Keeping your Koi Fish healthy takes careful preparation and planning. There are several major factors to look out for.
Poor Water Quality
Poor water quality is the leading cause of Koi Fish deaths and Koi Fish Ulcers. Just like humans are concerned with the quality of the air that they breathe, fish need that same quality in water. Keeping a steady pH is crucial. Even if you are in the parameters of a healthy pH (6.8 – 8.2), it still shouldn’t change much, as a sudden change can shock the fish, causing severe stress, or possible death (similar to living in extremely clean air, and then moving to a smokey, humid room).
Another major problem is if a Koi Fish is not getting enough oxygen. If oxygen levels decrease, all fish in a pond can potentially die overnight! Keeping an eye on oxygen levels is crucial. Remember, if you add more fish, you are going to need more oxygen. Changing out water is very important, but remember not to change all of the water at once. It is suggested to change between 25% and 33% of a pond at a time. Any more can shock the fish causing stress, or death. If you live in a climate where the pond is going to freeze, you must remember to expose areas of the surface to allow for gas exchange, and prevent toxic buildup. A great device to maintain oxygen is an aeration device, which disturbs the water constantly, similar to a waterfall.

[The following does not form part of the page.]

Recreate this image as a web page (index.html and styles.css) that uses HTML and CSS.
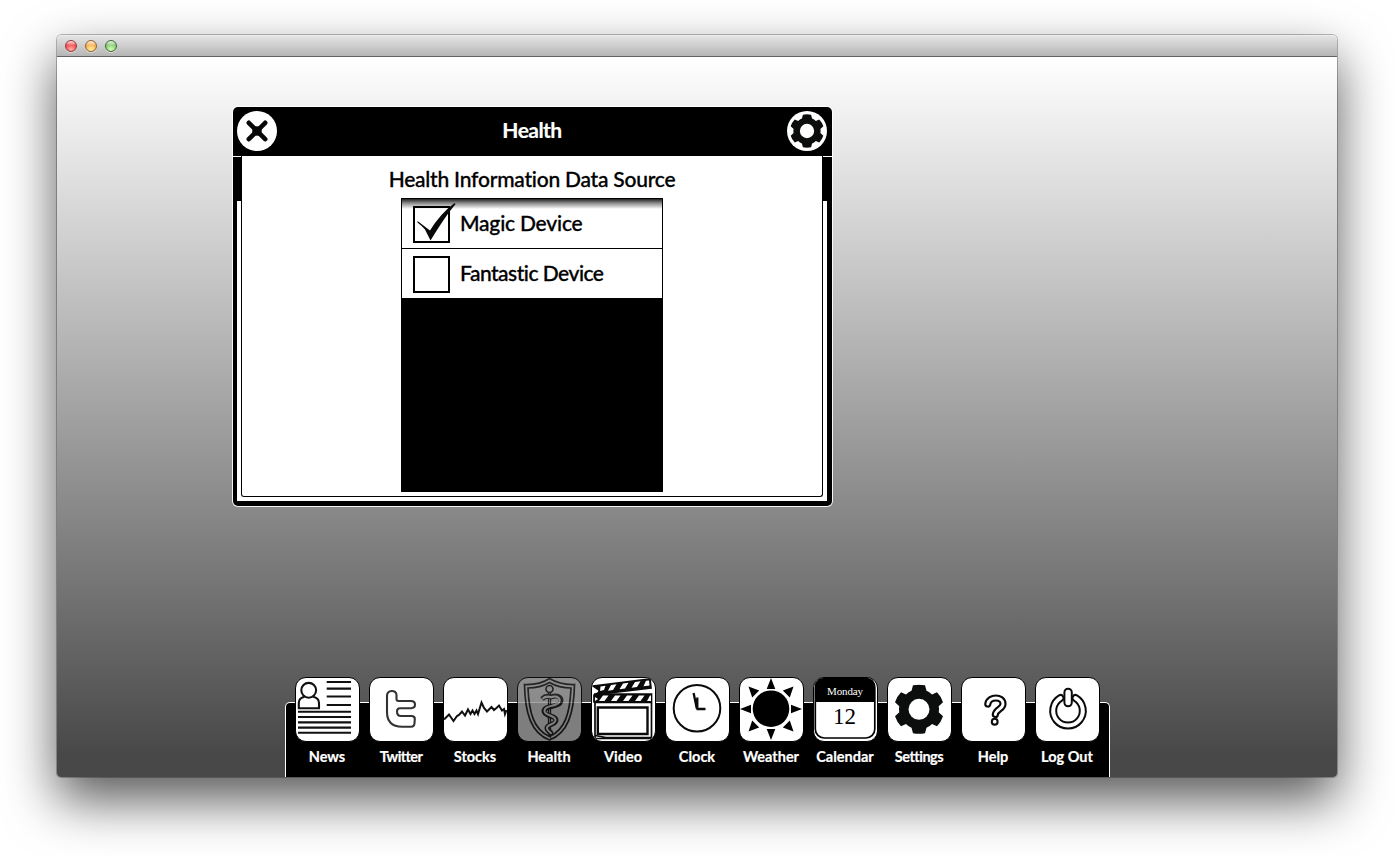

The second leading cause in Koi Fish deaths are parasites. The leading cause of parasite contraction is through other fish. It is a good practice to quarantine a fish for a few weeks before introducing it to your pond. Although this wont ensure that the fish is parasite-free, it is a strong indicator that it is, and if it isn’t, that the amount of parasites on the fish isn’t reproducing fast enough to harm the fish, or it’s environment. When purchasing a fish, it is always good to ask where the fish is from, what treatments they use to keep their fish parasite-free.

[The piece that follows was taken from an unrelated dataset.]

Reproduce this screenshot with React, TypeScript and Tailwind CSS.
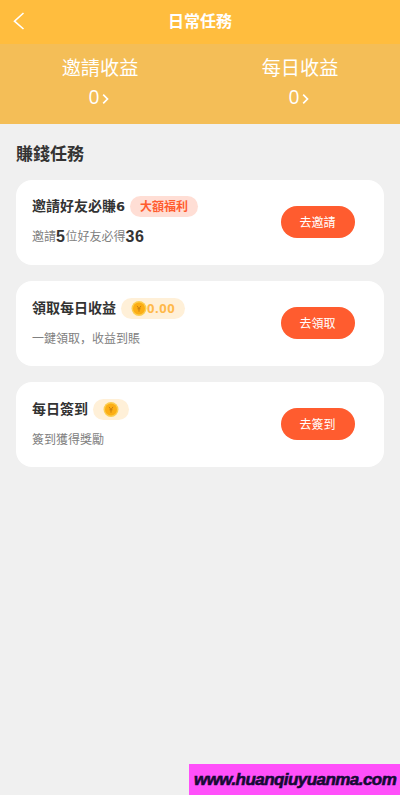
import React from 'react';

const Coin = () => (
  <svg viewBox="0 0 16 16" className="h-4 w-4 shrink-0">
    <circle cx="8" cy="7.5" r="7.5" fill="#fbcd50" />
    <circle cx="8" cy="7.5" r="6" fill="#fcae14" />
    <path d="M6 4.9 8 7.5l2-2.6M8 7.5v3.2M6.5 7.8h3" stroke="#c97f10" strokeWidth="1" fill="none" />
  </svg>
);

const Stat = ({ label }: { label: string }) => (
  <div className="flex flex-1 flex-col items-center text-white">
    <div className="h-[29px] text-[19.2px] leading-[32px]">{label}</div>
    <div className="flex h-[29px] items-center">
      <span className="font-['Open_Sans'] text-[19.2px] leading-[29px]">0</span>
      <svg viewBox="0 0 10 12" className="mt-1 ml-[2px] h-3 w-[10px]">
        <path d="M2.2 1.7 6.5 6 2.2 10.3" stroke="#fff" strokeWidth="1.7" fill="none" />
      </svg>
    </div>
  </div>
);

type TaskProps = { title: React.ReactNode; badge: React.ReactNode; desc: React.ReactNode; action: string };

const Task = ({ title, badge, desc, action }: TaskProps) => (
  <section className="flex h-[85px] justify-between rounded-2xl bg-white pr-[29px] pl-4">
    <div className="flex flex-col pt-[17px]">
      <div className="flex h-[21px] items-center">
        <h3 className="flex h-[21px] items-center text-[14px] leading-[21px] font-bold whitespace-nowrap text-[#333]">{title}</h3>
        {badge}
      </div>
      <p className="mt-[7px] flex h-6 items-center text-[12px] leading-[26px] whitespace-nowrap text-[#808080]">{desc}</p>
    </div>
    <button className="mt-[26px] h-8 w-[74px] rounded-full bg-[#ff5c2f] pt-[2px] pr-px text-[12px] leading-[30px] text-white">{action}</button>
  </section>
);

export default function App() {
  return (
    <div className="flex h-[795px] w-[400px] flex-col bg-[#f0f0f0] font-['Liberation_Sans','Noto_Sans_CJK_SC',sans-serif]">
      <header className="grid h-11 grid-cols-[44px_1fr_44px] items-center bg-[#ffbd3e] text-white">
        <svg viewBox="0 0 12 20" className="ml-[13px] h-5 w-3 -translate-y-px">
          <path d="M10.5 2 1.5 10.2 10.5 18" stroke="#fff" strokeWidth="1.6" fill="none" />
        </svg>
        <h1 className="text-center text-[16px] leading-[42px] font-bold">日常任務</h1>
      </header>
      <div className="flex h-20 bg-[#f4be57] pt-[9px]">
        <Stat label="邀請收益" />
        <Stat label="每日收益" />
      </div>
      <main className="flex flex-1 flex-col px-4">
        <h2 className="h-14 text-[17px] leading-[61px] font-bold text-[#333]">賺錢任務</h2>
        <div className="flex flex-col gap-4">
          <Task
            title={<><span className="pb-[3px] leading-[20px]">邀請好友必賺</span><span className="w-[9px] pb-[3px] font-['DejaVu_Sans'] text-[13px] leading-[19px]">6</span></>}
            badge={<span className="mb-[2px] ml-[5px] h-[21px] rounded-full bg-[#ffded5] px-[10px] text-[12px] leading-[22px] font-bold text-[#ff5c2f]">大額福利</span>}
            desc={<>邀請<b className="text-[16px] leading-[22px] tracking-[0.5px] text-[#333]">5</b>位好友必得<b className="text-[16px] leading-[22px] tracking-[0.6px] text-[#333]">36</b></>}
            action="去邀請"
          />
          <Task
            title="領取每日收益"
            badge={
              <span className="ml-[5px] flex h-[21px] w-16 items-center rounded-full bg-[#fff0d8] pl-[10px] font-['Open_Sans'] text-[13px] leading-[21px] font-bold tracking-[0.6px] text-[#ffb94a]">
                <Coin />0.00
              </span>
            }
            desc={<span className="pt-[2px]">一鍵領取，收益到賬</span>}
            action="去領取"
          />
          <Task
            title="每日簽到"
            badge={<span className="ml-[5px] flex h-[21px] w-9 items-center justify-center rounded-full bg-[#fff0d8]"><Coin /></span>}
            desc={<span className="pt-[2px]">簽到獲得獎勵</span>}
            action="去簽到"
          />
        </div>
      </main>
      <footer className="h-[31px] w-[211px] self-end bg-[#ff50fa] pl-[5px] text-[17px] leading-[31px] font-bold tracking-[-0.55px] whitespace-nowrap text-[#160a35] italic [-webkit-text-stroke:0.6px_#160a35]">
        www.huanqiuyuanma.com
      </footer>
    </div>
  );
}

Parasites generally congregate on the sides of the fish, top of the head, and along the base of the tail. The two common parasites that are visible without a microscope are anchor worms, and fish lice.
Fish Lice are about a 1/4 inch in length, and are green, translucent, jelly like creatures. They have several sets of legs that are used to attach to the Koi Fish. To treat, you need to purchase Fluke tabs, or ProForm LA. Assuming that your water doens't need Oxygen, pH or other treatments, you should have no problem ridding your fish of Fish Lice.
Anchor Worms are not actually worms, but copepods. The female will attach her head to the fish by using its head, which is shaped like an anchor. The male worm attaches itself to the female, and fertilizes her eggs. After the eggs are released, the worms die off, leaving open wounds on the fish. These wounds can easily turn into infection. There are several treatments including Fluke tabs that will work, but the most effective way to rid your fish of anchor worms is to qurentine them, and manually remove the worms with tweezers.
An unhealthy fish is an unhappy fish. Not providing the proper elements to resemble a natural habitat can cause serious stress on a fish. It is important to have the correct plants. Having plants that offer oxygen, food, and shade are crucial. If a fish doesn’t have proper shade, they will stress due to heat. Also, if the water is cooler, than it can hold more oxygen.
Lack of Sunlight
Another common problem is adding too many plants to your pond. Although fish like to hide from the sun when it is too hot, having a pond that has too many plants can cause your fish to not get enough sunlight. This is an easy problem to spot and fix. If you have a colored fish that is losing color, it is possible that they have a lack of pigment which can be caused by a lack of sunlight. The easy fix, is to remove some of the plants from your pond. Don't remove all plants, as the fish do need a place to escape from sunlight on bright, hot days, but remove some of them.
If a Koi Fish's eyes start to bulge, a number of causes are possible. The reason that a fish's eyes bulge, is due to fluid buildup either behind the eye, or actually in the eye itself. The most common cause is due to bacteria. If a fish is introduced to the pool, it could be related to stress. It is best to quarentine the fish and look for signs of improvement. Another common behavior is lack of appetite. If your fish stop eating, it cold be due to bacteria in the water. The best remedy is to start to change out water. Over time the fish's eyes should start to retract, and appetites should resume. If not treated in time, the fish's eyes could have to be removed.